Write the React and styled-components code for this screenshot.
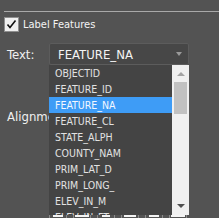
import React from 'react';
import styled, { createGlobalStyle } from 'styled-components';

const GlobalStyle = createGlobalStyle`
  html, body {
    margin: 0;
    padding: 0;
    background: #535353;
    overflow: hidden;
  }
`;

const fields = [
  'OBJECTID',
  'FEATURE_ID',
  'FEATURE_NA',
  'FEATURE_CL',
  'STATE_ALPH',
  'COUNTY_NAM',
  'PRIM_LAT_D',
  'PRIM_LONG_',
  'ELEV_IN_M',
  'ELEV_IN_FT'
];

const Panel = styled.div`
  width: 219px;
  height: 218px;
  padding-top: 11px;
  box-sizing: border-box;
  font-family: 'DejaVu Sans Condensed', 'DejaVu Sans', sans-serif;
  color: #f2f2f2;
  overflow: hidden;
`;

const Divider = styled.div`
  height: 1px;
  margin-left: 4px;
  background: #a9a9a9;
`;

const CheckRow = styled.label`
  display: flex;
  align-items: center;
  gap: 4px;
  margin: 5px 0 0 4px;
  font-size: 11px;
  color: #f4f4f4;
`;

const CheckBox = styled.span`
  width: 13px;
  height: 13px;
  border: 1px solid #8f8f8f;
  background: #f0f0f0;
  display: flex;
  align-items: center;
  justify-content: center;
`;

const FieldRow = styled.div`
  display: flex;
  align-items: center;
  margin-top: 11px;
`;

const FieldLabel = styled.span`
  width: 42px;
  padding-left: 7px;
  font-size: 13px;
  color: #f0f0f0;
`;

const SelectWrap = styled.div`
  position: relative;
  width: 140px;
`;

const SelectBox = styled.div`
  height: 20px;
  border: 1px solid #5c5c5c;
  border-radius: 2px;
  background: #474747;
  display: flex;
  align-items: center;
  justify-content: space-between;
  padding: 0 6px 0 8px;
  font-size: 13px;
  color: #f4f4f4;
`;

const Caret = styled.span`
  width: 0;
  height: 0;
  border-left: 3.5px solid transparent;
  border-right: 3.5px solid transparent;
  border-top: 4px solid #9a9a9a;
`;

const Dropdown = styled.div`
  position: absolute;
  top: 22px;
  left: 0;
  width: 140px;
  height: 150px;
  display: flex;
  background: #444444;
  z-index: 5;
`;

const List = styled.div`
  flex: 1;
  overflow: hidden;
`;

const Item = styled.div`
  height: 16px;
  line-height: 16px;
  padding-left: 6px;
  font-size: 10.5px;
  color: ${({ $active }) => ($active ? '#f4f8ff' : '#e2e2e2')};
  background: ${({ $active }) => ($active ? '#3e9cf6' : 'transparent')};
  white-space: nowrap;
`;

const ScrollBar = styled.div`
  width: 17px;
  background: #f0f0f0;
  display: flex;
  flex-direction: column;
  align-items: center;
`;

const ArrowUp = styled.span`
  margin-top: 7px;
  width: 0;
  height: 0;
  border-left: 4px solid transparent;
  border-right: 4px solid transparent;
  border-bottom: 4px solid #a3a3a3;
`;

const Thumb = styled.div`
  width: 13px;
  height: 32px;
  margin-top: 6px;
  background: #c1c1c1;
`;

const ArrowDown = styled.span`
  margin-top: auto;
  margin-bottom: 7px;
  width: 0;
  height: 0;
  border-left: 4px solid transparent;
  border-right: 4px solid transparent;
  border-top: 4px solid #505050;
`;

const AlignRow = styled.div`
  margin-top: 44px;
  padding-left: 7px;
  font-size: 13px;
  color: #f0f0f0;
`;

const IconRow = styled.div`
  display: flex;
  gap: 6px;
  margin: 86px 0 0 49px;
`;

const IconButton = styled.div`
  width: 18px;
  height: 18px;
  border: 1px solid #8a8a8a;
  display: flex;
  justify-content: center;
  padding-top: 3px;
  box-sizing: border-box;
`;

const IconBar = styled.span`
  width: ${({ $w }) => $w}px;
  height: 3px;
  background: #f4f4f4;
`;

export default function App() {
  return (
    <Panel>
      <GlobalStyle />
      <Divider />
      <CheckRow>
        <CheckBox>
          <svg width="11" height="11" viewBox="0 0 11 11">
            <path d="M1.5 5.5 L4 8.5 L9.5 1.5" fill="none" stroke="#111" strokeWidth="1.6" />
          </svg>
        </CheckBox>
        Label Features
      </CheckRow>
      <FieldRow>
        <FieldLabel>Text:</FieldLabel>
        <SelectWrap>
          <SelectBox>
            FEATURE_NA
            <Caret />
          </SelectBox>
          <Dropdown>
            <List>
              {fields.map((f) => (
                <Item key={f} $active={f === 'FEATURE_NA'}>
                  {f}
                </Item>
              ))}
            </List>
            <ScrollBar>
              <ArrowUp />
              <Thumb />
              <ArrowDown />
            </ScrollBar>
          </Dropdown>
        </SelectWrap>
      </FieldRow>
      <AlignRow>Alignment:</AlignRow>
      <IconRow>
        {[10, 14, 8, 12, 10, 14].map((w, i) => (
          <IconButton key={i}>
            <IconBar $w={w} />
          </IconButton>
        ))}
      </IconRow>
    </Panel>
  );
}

-=-=-=-=-

**Written instruction**
Omit the pictures and reproduce the listing exactly.

**Exercise solution**
Write the React and styled-components code for this screenshot.
import React from 'react';
import styled, { createGlobalStyle } from 'styled-components';

const GlobalStyle = createGlobalStyle`
  html, body {
    margin: 0;
    padding: 0;
    background: #535353;
    overflow: hidden;
  }
`;

const fields = [
  'OBJECTID',
  'FEATURE_ID',
  'FEATURE_NA',
  'FEATURE_CL',
  'STATE_ALPH',
  'COUNTY_NAM',
  'PRIM_LAT_D',
  'PRIM_LONG_',
  'ELEV_IN_M',
  'ELEV_IN_FT'
];

const Panel = styled.div`
  width: 219px;
  height: 218px;
  padding-top: 11px;
  box-sizing: border-box;
  font-family: 'DejaVu Sans Condensed', 'DejaVu Sans', sans-serif;
  color: #f2f2f2;
  overflow: hidden;
`;

const Divider = styled.div`
  height: 1px;
  margin-left: 4px;
  background: #a9a9a9;
`;

const CheckRow = styled.label`
  display: flex;
  align-items: center;
  gap: 4px;
  margin: 5px 0 0 4px;
  font-size: 11px;
  color: #f4f4f4;
`;

const CheckBox = styled.span`
  width: 13px;
  height: 13px;
  border: 1px solid #8f8f8f;
  background: #f0f0f0;
  display: flex;
  align-items: center;
  justify-content: center;
`;

const FieldRow = styled.div`
  display: flex;
  align-items: center;
  margin-top: 11px;
`;

const FieldLabel = styled.span`
  width: 42px;
  padding-left: 7px;
  font-size: 13px;
  color: #f0f0f0;
`;

const SelectWrap = styled.div`
  position: relative;
  width: 140px;
`;

const SelectBox = styled.div`
  height: 20px;
  border: 1px solid #5c5c5c;
  border-radius: 2px;
  background: #474747;
  display: flex;
  align-items: center;
  justify-content: space-between;
  padding: 0 6px 0 8px;
  font-size: 13px;
  color: #f4f4f4;
`;

const Caret = styled.span`
  width: 0;
  height: 0;
  border-left: 3.5px solid transparent;
  border-right: 3.5px solid transparent;
  border-top: 4px solid #9a9a9a;
`;

const Dropdown = styled.div`
  position: absolute;
  top: 22px;
  left: 0;
  width: 140px;
  height: 150px;
  display: flex;
  background: #444444;
  z-index: 5;
`;

const List = styled.div`
  flex: 1;
  overflow: hidden;
`;

const Item = styled.div`
  height: 16px;
  line-height: 16px;
  padding-left: 6px;
  font-size: 10.5px;
  color: ${({ $active }) => ($active ? '#f4f8ff' : '#e2e2e2')};
  background: ${({ $active }) => ($active ? '#3e9cf6' : 'transparent')};
  white-space: nowrap;
`;

const ScrollBar = styled.div`
  width: 17px;
  background: #f0f0f0;
  display: flex;
  flex-direction: column;
  align-items: center;
`;

const ArrowUp = styled.span`
  margin-top: 7px;
  width: 0;
  height: 0;
  border-left: 4px solid transparent;
  border-right: 4px solid transparent;
  border-bottom: 4px solid #a3a3a3;
`;

const Thumb = styled.div`
  width: 13px;
  height: 32px;
  margin-top: 6px;
  background: #c1c1c1;
`;

const ArrowDown = styled.span`
  margin-top: auto;
  margin-bottom: 7px;
  width: 0;
  height: 0;
  border-left: 4px solid transparent;
  border-right: 4px solid transparent;
  border-top: 4px solid #505050;
`;

const AlignRow = styled.div`
  margin-top: 44px;
  padding-left: 7px;
  font-size: 13px;
  color: #f0f0f0;
`;

const IconRow = styled.div`
  display: flex;
  gap: 6px;
  margin: 86px 0 0 49px;
`;

const IconButton = styled.div`
  width: 18px;
  height: 18px;
  border: 1px solid #8a8a8a;
  display: flex;
  justify-content: center;
  padding-top: 3px;
  box-sizing: border-box;
`;

const IconBar = styled.span`
  width: ${({ $w }) => $w}px;
  height: 3px;
  background: #f4f4f4;
`;

export default function App() {
  return (
    <Panel>
      <GlobalStyle />
      <Divider />
      <CheckRow>
        <CheckBox>
          <svg width="11" height="11" viewBox="0 0 11 11">
            <path d="M1.5 5.5 L4 8.5 L9.5 1.5" fill="none" stroke="#111" strokeWidth="1.6" />
          </svg>
        </CheckBox>
        Label Features
      </CheckRow>
      <FieldRow>
        <FieldLabel>Text:</FieldLabel>
        <SelectWrap>
          <SelectBox>
            FEATURE_NA
            <Caret />
          </SelectBox>
          <Dropdown>
            <List>
              {fields.map((f) => (
                <Item key={f} $active={f === 'FEATURE_NA'}>
                  {f}
                </Item>
              ))}
            </List>
            <ScrollBar>
              <ArrowUp />
              <Thumb />
              <ArrowDown />
            </ScrollBar>
          </Dropdown>
        </SelectWrap>
      </FieldRow>
      <AlignRow>Alignment:</AlignRow>
      <IconRow>
        {[10, 14, 8, 12, 10, 14].map((w, i) => (
          <IconButton key={i}>
            <IconBar $w={w} />
          </IconButton>
        ))}
      </IconRow>
    </Panel>
  );
}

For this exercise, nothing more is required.